Problem details: In the data, extract each line that holds the string "size".

start The records

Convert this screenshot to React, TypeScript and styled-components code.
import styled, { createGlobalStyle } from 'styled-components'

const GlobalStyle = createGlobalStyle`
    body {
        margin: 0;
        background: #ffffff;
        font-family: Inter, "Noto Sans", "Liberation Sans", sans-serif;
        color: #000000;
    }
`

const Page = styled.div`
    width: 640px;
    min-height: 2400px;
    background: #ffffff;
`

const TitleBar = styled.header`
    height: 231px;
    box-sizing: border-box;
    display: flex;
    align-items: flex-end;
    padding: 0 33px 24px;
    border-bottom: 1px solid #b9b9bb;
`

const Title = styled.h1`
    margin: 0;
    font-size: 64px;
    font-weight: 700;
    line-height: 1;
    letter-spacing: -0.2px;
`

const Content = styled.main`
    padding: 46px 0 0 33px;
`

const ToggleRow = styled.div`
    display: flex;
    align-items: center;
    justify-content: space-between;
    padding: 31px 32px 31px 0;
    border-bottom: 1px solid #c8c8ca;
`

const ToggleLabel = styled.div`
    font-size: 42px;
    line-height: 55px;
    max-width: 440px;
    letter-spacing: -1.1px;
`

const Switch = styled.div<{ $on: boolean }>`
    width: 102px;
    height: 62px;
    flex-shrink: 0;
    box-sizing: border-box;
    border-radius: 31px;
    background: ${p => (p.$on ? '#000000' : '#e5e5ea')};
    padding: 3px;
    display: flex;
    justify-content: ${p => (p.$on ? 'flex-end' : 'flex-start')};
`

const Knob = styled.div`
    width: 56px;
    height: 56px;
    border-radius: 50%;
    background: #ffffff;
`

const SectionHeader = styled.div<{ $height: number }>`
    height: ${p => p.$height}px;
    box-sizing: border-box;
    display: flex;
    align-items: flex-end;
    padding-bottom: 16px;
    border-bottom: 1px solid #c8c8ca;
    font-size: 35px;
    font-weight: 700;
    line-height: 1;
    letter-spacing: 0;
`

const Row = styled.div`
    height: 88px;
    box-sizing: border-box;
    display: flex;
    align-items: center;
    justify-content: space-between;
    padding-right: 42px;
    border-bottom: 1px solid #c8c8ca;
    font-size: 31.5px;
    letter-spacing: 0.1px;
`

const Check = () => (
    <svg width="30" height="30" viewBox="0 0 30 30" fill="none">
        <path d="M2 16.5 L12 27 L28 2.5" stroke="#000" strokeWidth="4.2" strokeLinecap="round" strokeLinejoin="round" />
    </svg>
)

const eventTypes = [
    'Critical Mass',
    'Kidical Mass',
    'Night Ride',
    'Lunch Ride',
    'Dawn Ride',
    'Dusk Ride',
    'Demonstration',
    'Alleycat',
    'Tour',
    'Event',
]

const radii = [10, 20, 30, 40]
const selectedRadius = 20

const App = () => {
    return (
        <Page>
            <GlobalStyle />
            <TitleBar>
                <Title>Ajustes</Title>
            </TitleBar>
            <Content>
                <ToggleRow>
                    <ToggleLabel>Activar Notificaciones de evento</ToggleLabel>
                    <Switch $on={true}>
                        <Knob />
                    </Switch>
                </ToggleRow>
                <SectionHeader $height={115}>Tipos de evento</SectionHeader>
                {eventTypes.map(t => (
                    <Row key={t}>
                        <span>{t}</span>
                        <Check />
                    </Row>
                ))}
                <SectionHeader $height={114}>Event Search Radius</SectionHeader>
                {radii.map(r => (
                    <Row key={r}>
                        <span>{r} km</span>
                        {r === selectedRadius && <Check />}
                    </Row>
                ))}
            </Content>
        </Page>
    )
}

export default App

end The records
start The records

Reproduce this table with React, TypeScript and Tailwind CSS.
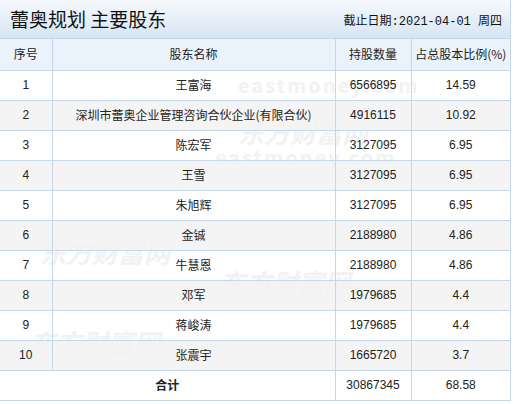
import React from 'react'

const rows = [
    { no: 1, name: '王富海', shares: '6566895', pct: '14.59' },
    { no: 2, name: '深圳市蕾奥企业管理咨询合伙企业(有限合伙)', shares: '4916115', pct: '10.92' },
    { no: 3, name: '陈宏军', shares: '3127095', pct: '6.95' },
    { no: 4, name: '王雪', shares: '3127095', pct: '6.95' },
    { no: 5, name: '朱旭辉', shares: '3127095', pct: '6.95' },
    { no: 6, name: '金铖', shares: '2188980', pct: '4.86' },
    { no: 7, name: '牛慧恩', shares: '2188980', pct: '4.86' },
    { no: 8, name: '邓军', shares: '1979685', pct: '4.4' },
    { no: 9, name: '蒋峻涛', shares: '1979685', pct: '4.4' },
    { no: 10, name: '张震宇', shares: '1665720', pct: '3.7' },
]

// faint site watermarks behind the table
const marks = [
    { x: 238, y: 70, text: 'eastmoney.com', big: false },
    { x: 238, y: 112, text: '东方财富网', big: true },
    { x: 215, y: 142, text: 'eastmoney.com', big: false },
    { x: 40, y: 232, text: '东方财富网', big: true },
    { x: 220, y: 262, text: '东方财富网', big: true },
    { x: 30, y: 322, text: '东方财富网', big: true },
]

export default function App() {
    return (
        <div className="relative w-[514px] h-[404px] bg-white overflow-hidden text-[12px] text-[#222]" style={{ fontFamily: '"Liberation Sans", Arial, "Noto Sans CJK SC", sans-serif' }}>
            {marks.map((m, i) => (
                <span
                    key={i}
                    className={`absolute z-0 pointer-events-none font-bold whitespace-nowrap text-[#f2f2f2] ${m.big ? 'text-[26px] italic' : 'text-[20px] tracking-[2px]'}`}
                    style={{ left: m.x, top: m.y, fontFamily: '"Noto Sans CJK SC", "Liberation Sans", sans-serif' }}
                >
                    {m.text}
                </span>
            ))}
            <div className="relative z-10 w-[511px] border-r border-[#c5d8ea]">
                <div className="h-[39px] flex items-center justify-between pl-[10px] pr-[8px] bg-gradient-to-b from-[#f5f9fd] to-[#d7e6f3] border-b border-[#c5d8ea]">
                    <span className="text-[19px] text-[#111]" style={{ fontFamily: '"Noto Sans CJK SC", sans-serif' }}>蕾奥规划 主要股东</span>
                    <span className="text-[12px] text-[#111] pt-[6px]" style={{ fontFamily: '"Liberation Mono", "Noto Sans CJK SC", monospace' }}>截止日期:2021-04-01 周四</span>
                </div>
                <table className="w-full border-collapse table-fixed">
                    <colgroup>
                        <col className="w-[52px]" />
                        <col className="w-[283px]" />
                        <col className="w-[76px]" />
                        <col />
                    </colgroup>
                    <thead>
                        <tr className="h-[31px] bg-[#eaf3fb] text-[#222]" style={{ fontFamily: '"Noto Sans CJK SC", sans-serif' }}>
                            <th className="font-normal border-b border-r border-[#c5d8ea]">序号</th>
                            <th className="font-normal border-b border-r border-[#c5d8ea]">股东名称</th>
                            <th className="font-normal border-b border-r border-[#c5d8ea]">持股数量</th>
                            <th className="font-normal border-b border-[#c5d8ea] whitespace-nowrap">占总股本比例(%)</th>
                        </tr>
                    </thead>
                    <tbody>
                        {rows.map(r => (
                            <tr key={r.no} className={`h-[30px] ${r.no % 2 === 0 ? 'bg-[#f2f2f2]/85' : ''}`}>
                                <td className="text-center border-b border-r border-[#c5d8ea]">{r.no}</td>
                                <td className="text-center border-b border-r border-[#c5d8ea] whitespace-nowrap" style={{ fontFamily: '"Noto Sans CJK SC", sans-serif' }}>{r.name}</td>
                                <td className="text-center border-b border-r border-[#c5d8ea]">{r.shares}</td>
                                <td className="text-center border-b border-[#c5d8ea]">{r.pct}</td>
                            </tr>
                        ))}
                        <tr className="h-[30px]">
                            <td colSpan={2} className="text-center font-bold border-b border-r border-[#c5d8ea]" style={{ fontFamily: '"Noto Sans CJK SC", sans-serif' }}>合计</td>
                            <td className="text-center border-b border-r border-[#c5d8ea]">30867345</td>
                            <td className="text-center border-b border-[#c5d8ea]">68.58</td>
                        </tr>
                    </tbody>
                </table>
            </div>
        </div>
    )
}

end The records
start The records

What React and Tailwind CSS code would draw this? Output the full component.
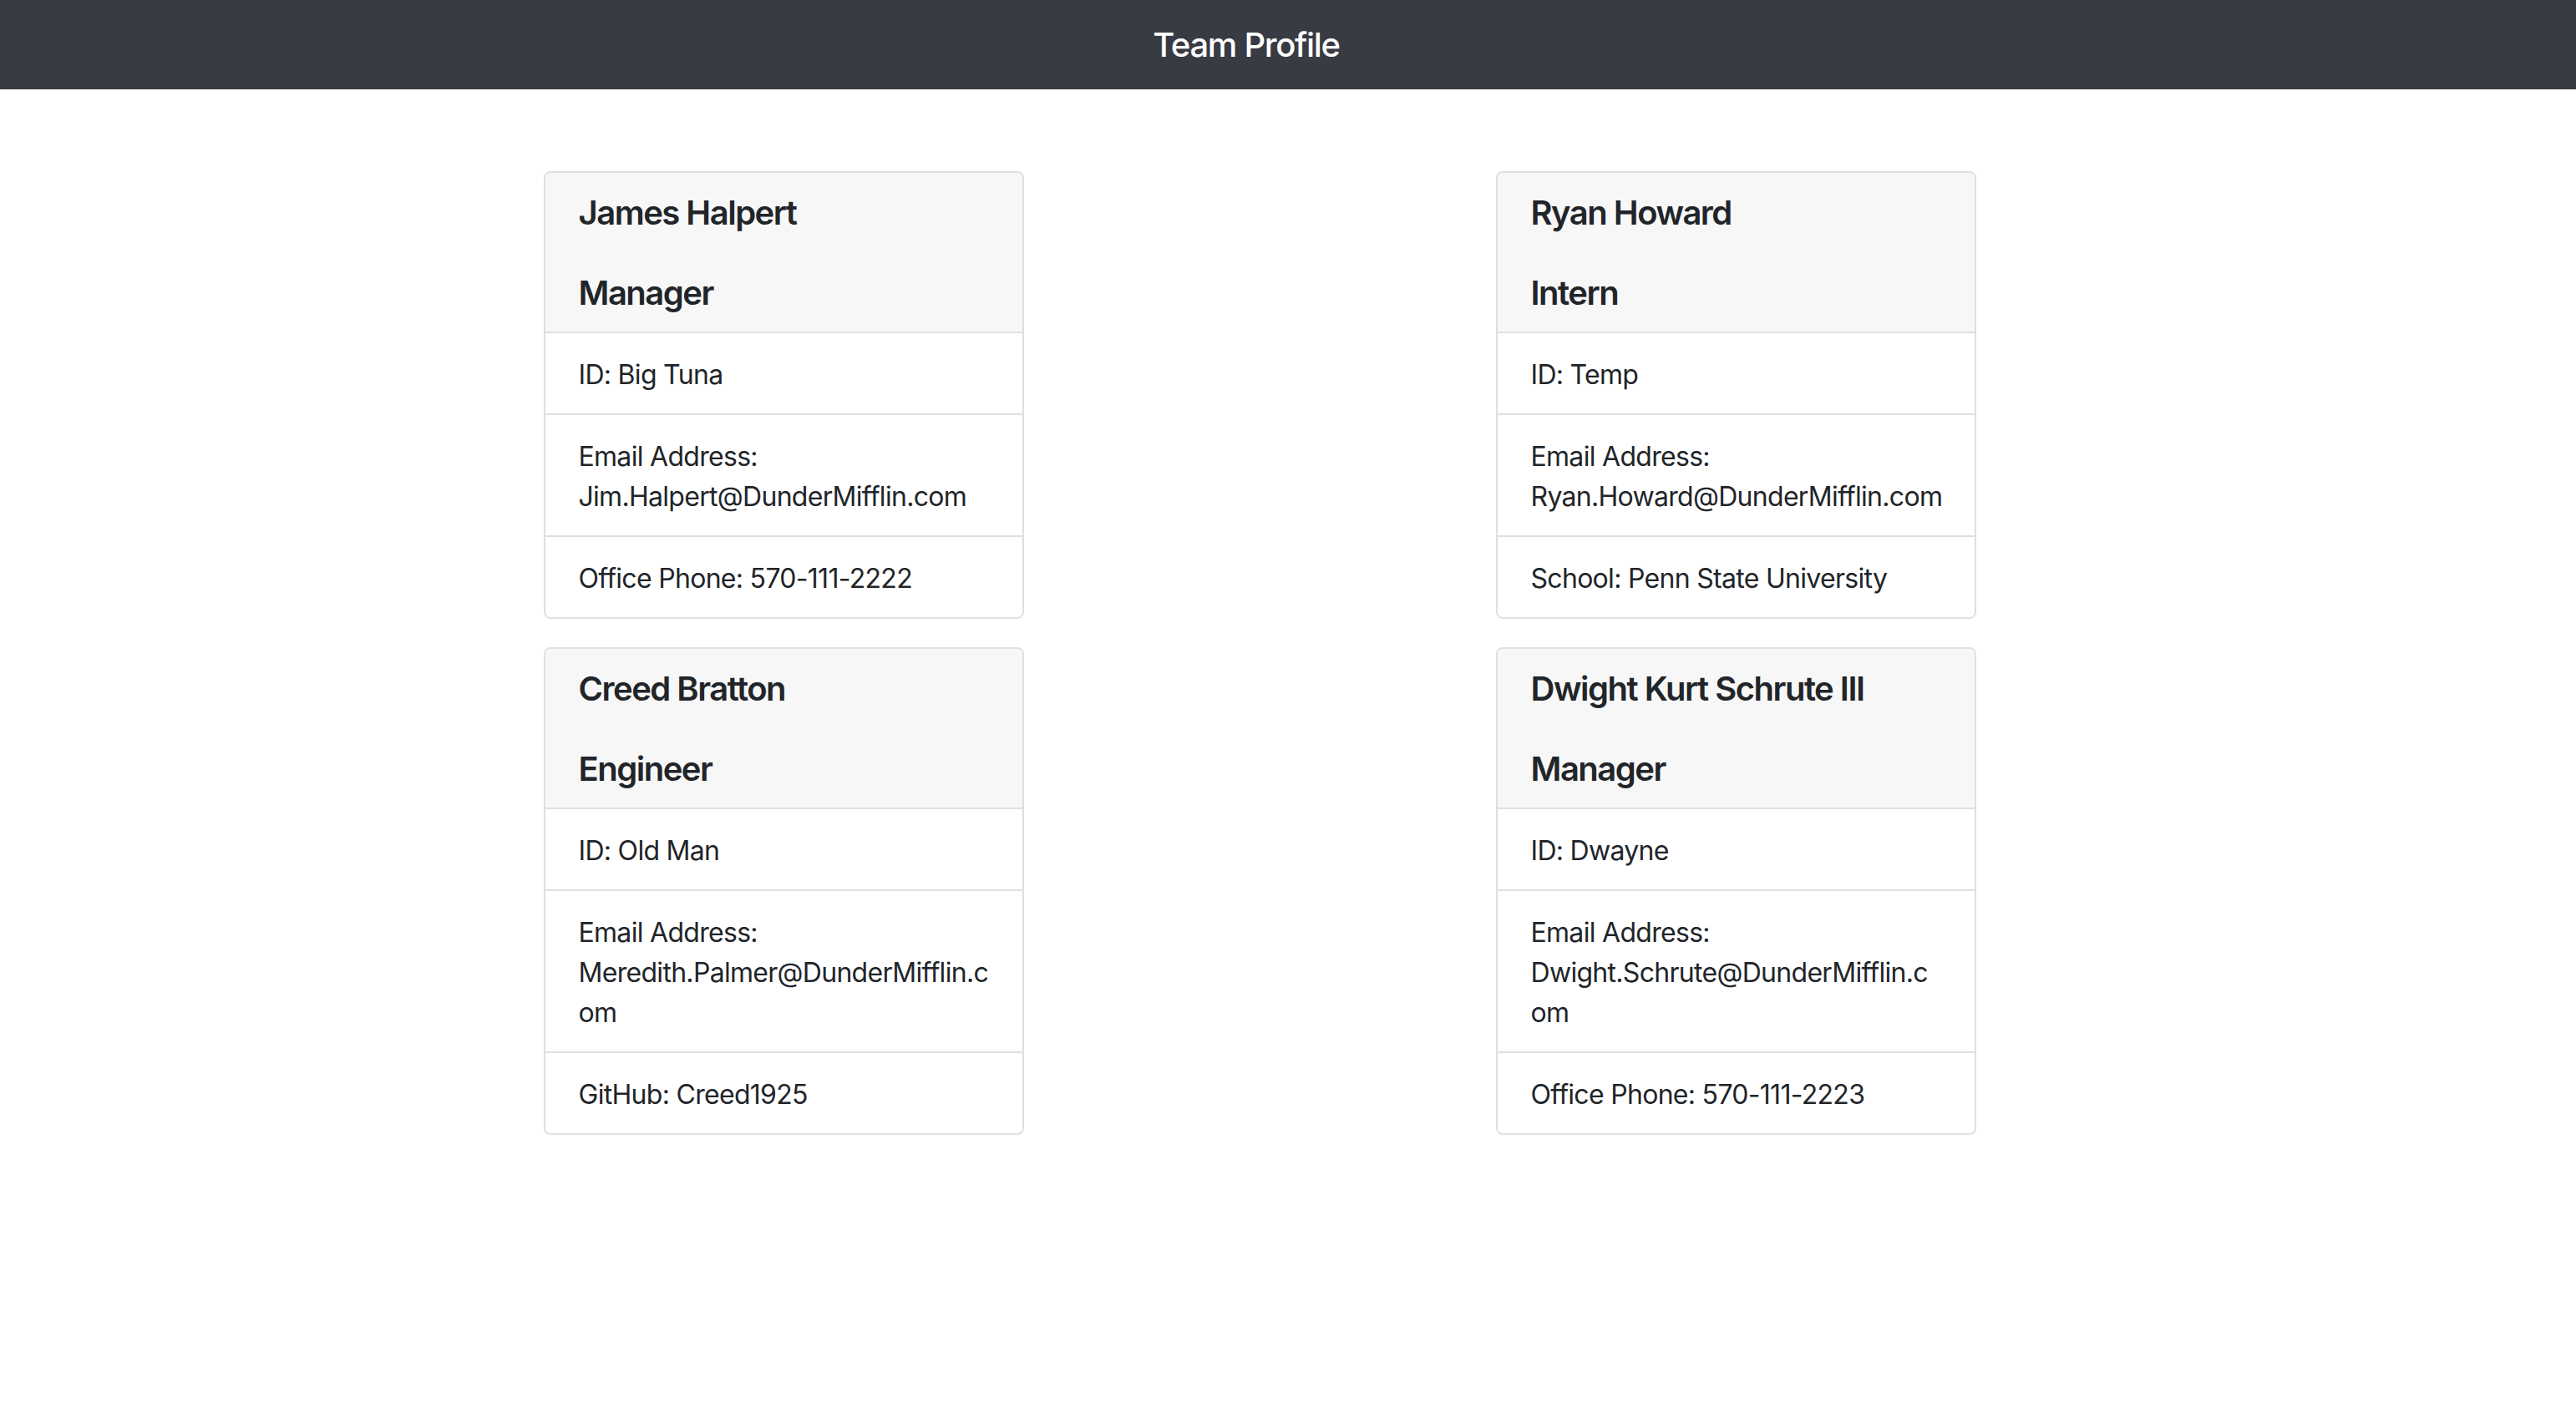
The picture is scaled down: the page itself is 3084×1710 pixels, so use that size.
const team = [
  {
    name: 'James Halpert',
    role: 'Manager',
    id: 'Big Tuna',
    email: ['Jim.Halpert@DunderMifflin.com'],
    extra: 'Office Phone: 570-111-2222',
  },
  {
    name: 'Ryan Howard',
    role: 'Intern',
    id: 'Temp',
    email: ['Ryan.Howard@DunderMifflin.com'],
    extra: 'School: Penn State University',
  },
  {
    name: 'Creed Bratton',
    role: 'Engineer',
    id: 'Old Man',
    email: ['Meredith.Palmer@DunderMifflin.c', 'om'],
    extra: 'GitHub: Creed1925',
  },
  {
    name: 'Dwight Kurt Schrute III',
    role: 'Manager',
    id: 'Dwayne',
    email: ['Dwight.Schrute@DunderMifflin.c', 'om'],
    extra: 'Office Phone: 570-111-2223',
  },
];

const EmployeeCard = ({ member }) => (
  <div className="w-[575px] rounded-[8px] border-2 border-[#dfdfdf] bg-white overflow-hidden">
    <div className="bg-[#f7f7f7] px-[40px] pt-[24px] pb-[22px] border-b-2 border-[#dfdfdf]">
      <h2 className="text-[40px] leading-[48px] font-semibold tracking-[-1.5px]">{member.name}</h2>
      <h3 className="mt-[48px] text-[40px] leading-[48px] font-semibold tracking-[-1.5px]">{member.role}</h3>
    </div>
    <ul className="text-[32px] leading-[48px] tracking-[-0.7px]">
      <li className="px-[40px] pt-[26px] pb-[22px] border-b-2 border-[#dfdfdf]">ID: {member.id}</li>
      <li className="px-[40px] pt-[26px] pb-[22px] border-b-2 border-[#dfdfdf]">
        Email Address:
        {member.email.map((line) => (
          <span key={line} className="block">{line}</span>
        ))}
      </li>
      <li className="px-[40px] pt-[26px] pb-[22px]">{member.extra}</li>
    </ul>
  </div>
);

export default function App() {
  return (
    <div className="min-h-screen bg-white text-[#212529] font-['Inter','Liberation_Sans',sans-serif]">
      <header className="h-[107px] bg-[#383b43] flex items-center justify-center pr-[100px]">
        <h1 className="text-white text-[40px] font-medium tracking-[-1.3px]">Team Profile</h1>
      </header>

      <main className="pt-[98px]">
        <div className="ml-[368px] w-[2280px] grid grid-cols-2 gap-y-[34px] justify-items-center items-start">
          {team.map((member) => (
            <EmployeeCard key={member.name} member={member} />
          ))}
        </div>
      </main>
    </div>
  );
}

end The records

Result of this exercise:
    font-size: 64px;
    font-size: 42px;
    font-size: 35px;
    font-size: 31.5px;
The picture is scaled down: the page itself is 3084×1710 pixels, so use that size.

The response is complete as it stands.